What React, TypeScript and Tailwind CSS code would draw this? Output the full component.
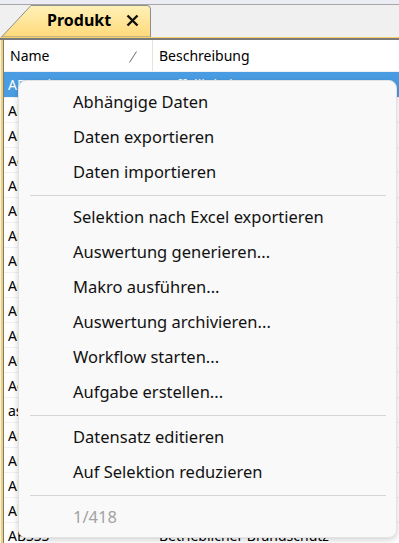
import React from 'react';

const rows: Array<{ name: string; desc: string }> = [
  { name: 'ABS Diagnose', desc: 'Auffälligkeiten ABS/ESP (SET)' },
  { name: 'Abdeckung', desc: 'Abdeckung Motorraum' },
  { name: 'Abgasanlage', desc: 'Abgasanlage komplett' },
  { name: 'Achse', desc: 'Achse vorne' },
  { name: 'Airbag', desc: 'Airbag Fahrerseite' },
  { name: 'Anhänger', desc: 'Anhängerkupplung' },
  { name: 'Antrieb', desc: 'Antriebswelle' },
  { name: 'Armatur', desc: 'Armaturenbrett' },
  { name: 'Aufbau', desc: 'Aufbau Kabine' },
  { name: 'Auspuff', desc: 'Auspuffanlage' },
  { name: 'Außen', desc: 'Außenspiegel' },
  { name: 'Automatik', desc: 'Automatikgetriebe' },
  { name: 'Achslager', desc: 'Achslager hinten' },
  { name: 'as-Teile', desc: 'Austauschteile' },
  { name: 'Anlasser', desc: 'Anlasser 12V' },
  { name: 'Ansaug', desc: 'Ansaugkrümmer' },
  { name: 'Abblend', desc: 'Abblendlicht' },
  { name: 'Absperr', desc: 'Absperrventil' },
  { name: 'ABSSS', desc: 'Betrieblicher Brandschutz' },
];

type MenuEntry = { label: string; disabled?: boolean } | 'sep';

const menu: MenuEntry[] = [
  { label: 'Abhängige Daten' },
  { label: 'Daten exportieren' },
  { label: 'Daten importieren' },
  'sep',
  { label: 'Selektion nach Excel exportieren' },
  { label: 'Auswertung generieren...' },
  { label: 'Makro ausführen...' },
  { label: 'Auswertung archivieren...' },
  { label: 'Workflow starten...' },
  { label: 'Aufgabe erstellen...' },
  'sep',
  { label: 'Datensatz editieren' },
  { label: 'Auf Selektion reduzieren' },
  'sep',
  { label: '1/418', disabled: true },
];

const Tab = () => (
  <div className="relative w-[152px] h-[33px] ml-[1px]">
    <svg className="absolute inset-0" width="152" height="33" viewBox="0 0 152 33">
      <defs>
        <linearGradient id="tabFill" x1="0" y1="0" x2="0" y2="1">
          <stop offset="0" stopColor="#fff1b8" />
          <stop offset="1" stopColor="#ffd97a" />
        </linearGradient>
      </defs>
      <path d="M0.5 33 L30 1.5 L146 1.5 Q149.5 1.5 149.5 5 L149.5 33 Z" fill="url(#tabFill)" stroke="#8e8e8e" strokeWidth="1" />
    </svg>
    <div className="absolute left-[46px] top-[6px] flex items-center gap-[15px]">
      <span className="text-[16px] font-bold text-black leading-[20px]">Produkt</span>
      <svg width="13" height="13" viewBox="0 0 13 13">
        <path d="M1.5 1.5 L11.5 11.5 M11.5 1.5 L1.5 11.5" stroke="#111" strokeWidth="2.4" />
      </svg>
    </div>
  </div>
);

export default function App() {
  return (
    <div
      className="relative w-[399px] h-[543px] overflow-hidden bg-[#f0f0f0]"
      style={{ fontFamily: '"Noto Sans", "Open Sans", sans-serif' }}
    >
      <div className="h-[4px] bg-[#ececf4]" />
      <div className="h-[1px] bg-[#a6a6a6]" />
      <div className="h-[32px] flex items-end">
        <Tab />
      </div>
      <div className="h-[1px] bg-[#f3d16c]" />
      <div className="h-[2px] bg-[#7a7a7a]" />

      <div className="flex">
        <div className="w-[1px] bg-[#f0f0f0]" />
        <div className="w-[2px] bg-[#f3d16c]" />
        <div className="w-[1px] bg-[#7a7a7a]" />
        <div className="flex-1 bg-white text-[14px] text-black">
          <div className="flex h-[32px] items-center border-b border-[#f0f0f0]">
            <div className="relative w-[149px] h-full flex items-center pl-[6px] border-r border-[#e3e3e3]">
              <span>Name</span>
              <svg className="absolute left-[124px] top-[11px]" width="10" height="12" viewBox="0 0 10 12">
                <path d="M8.5 0.5 L1.5 11.5" stroke="#6b6b6b" strokeWidth="1" />
              </svg>
            </div>
            <div className="pl-[6px]">Beschreibung</div>
          </div>
          {rows.map((r, i) => (
            <div
              key={i}
              className={
                i === 0
                  ? 'flex h-[25px] items-center bg-[#4a9ce2] text-white'
                  : 'flex h-[25px] items-center border-t border-[#f0f0f0]'
              }
            >
              <div className="w-[149px] pl-[4px] whitespace-nowrap overflow-hidden">{r.name}</div>
              <div className="pl-[6px] whitespace-nowrap overflow-hidden">{r.desc}</div>
            </div>
          ))}
        </div>
      </div>

      <div className="absolute left-[18px] top-[80px] w-[379px] h-[458px] rounded-[8px] bg-[#f9f9f9] border border-[#e2e2e2] shadow-[0_2px_6px_rgba(0,0,0,0.18)] pt-[4px]">
        {menu.map((m, i) =>
          m === 'sep' ? (
            <div key={i} className="h-[10px] flex items-center pl-[11px] pr-[10px]">
              <div className="h-[1px] w-full bg-[#d6d6d6]" />
            </div>
          ) : (
            <div
              key={i}
              className={
                m.disabled
                  ? 'h-[35px] flex items-center pl-[54px] text-[16.5px] text-[#a3a3a3]'
                  : 'h-[35px] flex items-center pl-[54px] text-[16.5px] text-[#111]'
              }
            >
              {m.label}
            </div>
          )
        )}
      </div>
    </div>
  );
}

++++++++++

Work required: Leave out the pictures and restate everything else word for word.

Result of the task:
What React, TypeScript and Tailwind CSS code would draw this? Output the full component.
import React from 'react';

const rows: Array<{ name: string; desc: string }> = [
  { name: 'ABS Diagnose', desc: 'Auffälligkeiten ABS/ESP (SET)' },
  { name: 'Abdeckung', desc: 'Abdeckung Motorraum' },
  { name: 'Abgasanlage', desc: 'Abgasanlage komplett' },
  { name: 'Achse', desc: 'Achse vorne' },
  { name: 'Airbag', desc: 'Airbag Fahrerseite' },
  { name: 'Anhänger', desc: 'Anhängerkupplung' },
  { name: 'Antrieb', desc: 'Antriebswelle' },
  { name: 'Armatur', desc: 'Armaturenbrett' },
  { name: 'Aufbau', desc: 'Aufbau Kabine' },
  { name: 'Auspuff', desc: 'Auspuffanlage' },
  { name: 'Außen', desc: 'Außenspiegel' },
  { name: 'Automatik', desc: 'Automatikgetriebe' },
  { name: 'Achslager', desc: 'Achslager hinten' },
  { name: 'as-Teile', desc: 'Austauschteile' },
  { name: 'Anlasser', desc: 'Anlasser 12V' },
  { name: 'Ansaug', desc: 'Ansaugkrümmer' },
  { name: 'Abblend', desc: 'Abblendlicht' },
  { name: 'Absperr', desc: 'Absperrventil' },
  { name: 'ABSSS', desc: 'Betrieblicher Brandschutz' },
];

type MenuEntry = { label: string; disabled?: boolean } | 'sep';

const menu: MenuEntry[] = [
  { label: 'Abhängige Daten' },
  { label: 'Daten exportieren' },
  { label: 'Daten importieren' },
  'sep',
  { label: 'Selektion nach Excel exportieren' },
  { label: 'Auswertung generieren...' },
  { label: 'Makro ausführen...' },
  { label: 'Auswertung archivieren...' },
  { label: 'Workflow starten...' },
  { label: 'Aufgabe erstellen...' },
  'sep',
  { label: 'Datensatz editieren' },
  { label: 'Auf Selektion reduzieren' },
  'sep',
  { label: '1/418', disabled: true },
];

const Tab = () => (
  <div className="relative w-[152px] h-[33px] ml-[1px]">
    <svg className="absolute inset-0" width="152" height="33" viewBox="0 0 152 33">
      <defs>
        <linearGradient id="tabFill" x1="0" y1="0" x2="0" y2="1">
          <stop offset="0" stopColor="#fff1b8" />
          <stop offset="1" stopColor="#ffd97a" />
        </linearGradient>
      </defs>
      <path d="M0.5 33 L30 1.5 L146 1.5 Q149.5 1.5 149.5 5 L149.5 33 Z" fill="url(#tabFill)" stroke="#8e8e8e" strokeWidth="1" />
    </svg>
    <div className="absolute left-[46px] top-[6px] flex items-center gap-[15px]">
      <span className="text-[16px] font-bold text-black leading-[20px]">Produkt</span>
      <svg width="13" height="13" viewBox="0 0 13 13">
        <path d="M1.5 1.5 L11.5 11.5 M11.5 1.5 L1.5 11.5" stroke="#111" strokeWidth="2.4" />
      </svg>
    </div>
  </div>
);

export default function App() {
  return (
    <div
      className="relative w-[399px] h-[543px] overflow-hidden bg-[#f0f0f0]"
      style={{ fontFamily: '"Noto Sans", "Open Sans", sans-serif' }}
    >
      <div className="h-[4px] bg-[#ececf4]" />
      <div className="h-[1px] bg-[#a6a6a6]" />
      <div className="h-[32px] flex items-end">
        <Tab />
      </div>
      <div className="h-[1px] bg-[#f3d16c]" />
      <div className="h-[2px] bg-[#7a7a7a]" />

      <div className="flex">
        <div className="w-[1px] bg-[#f0f0f0]" />
        <div className="w-[2px] bg-[#f3d16c]" />
        <div className="w-[1px] bg-[#7a7a7a]" />
        <div className="flex-1 bg-white text-[14px] text-black">
          <div className="flex h-[32px] items-center border-b border-[#f0f0f0]">
            <div className="relative w-[149px] h-full flex items-center pl-[6px] border-r border-[#e3e3e3]">
              <span>Name</span>
              <svg className="absolute left-[124px] top-[11px]" width="10" height="12" viewBox="0 0 10 12">
                <path d="M8.5 0.5 L1.5 11.5" stroke="#6b6b6b" strokeWidth="1" />
              </svg>
            </div>
            <div className="pl-[6px]">Beschreibung</div>
          </div>
          {rows.map((r, i) => (
            <div
              key={i}
              className={
                i === 0
                  ? 'flex h-[25px] items-center bg-[#4a9ce2] text-white'
                  : 'flex h-[25px] items-center border-t border-[#f0f0f0]'
              }
            >
              <div className="w-[149px] pl-[4px] whitespace-nowrap overflow-hidden">{r.name}</div>
              <div className="pl-[6px] whitespace-nowrap overflow-hidden">{r.desc}</div>
            </div>
          ))}
        </div>
      </div>

      <div className="absolute left-[18px] top-[80px] w-[379px] h-[458px] rounded-[8px] bg-[#f9f9f9] border border-[#e2e2e2] shadow-[0_2px_6px_rgba(0,0,0,0.18)] pt-[4px]">
        {menu.map((m, i) =>
          m === 'sep' ? (
            <div key={i} className="h-[10px] flex items-center pl-[11px] pr-[10px]">
              <div className="h-[1px] w-full bg-[#d6d6d6]" />
            </div>
          ) : (
            <div
              key={i}
              className={
                m.disabled
                  ? 'h-[35px] flex items-center pl-[54px] text-[16.5px] text-[#a3a3a3]'
                  : 'h-[35px] flex items-center pl-[54px] text-[16.5px] text-[#111]'
              }
            >
              {m.label}
            </div>
          )
        )}
      </div>
    </div>
  );
}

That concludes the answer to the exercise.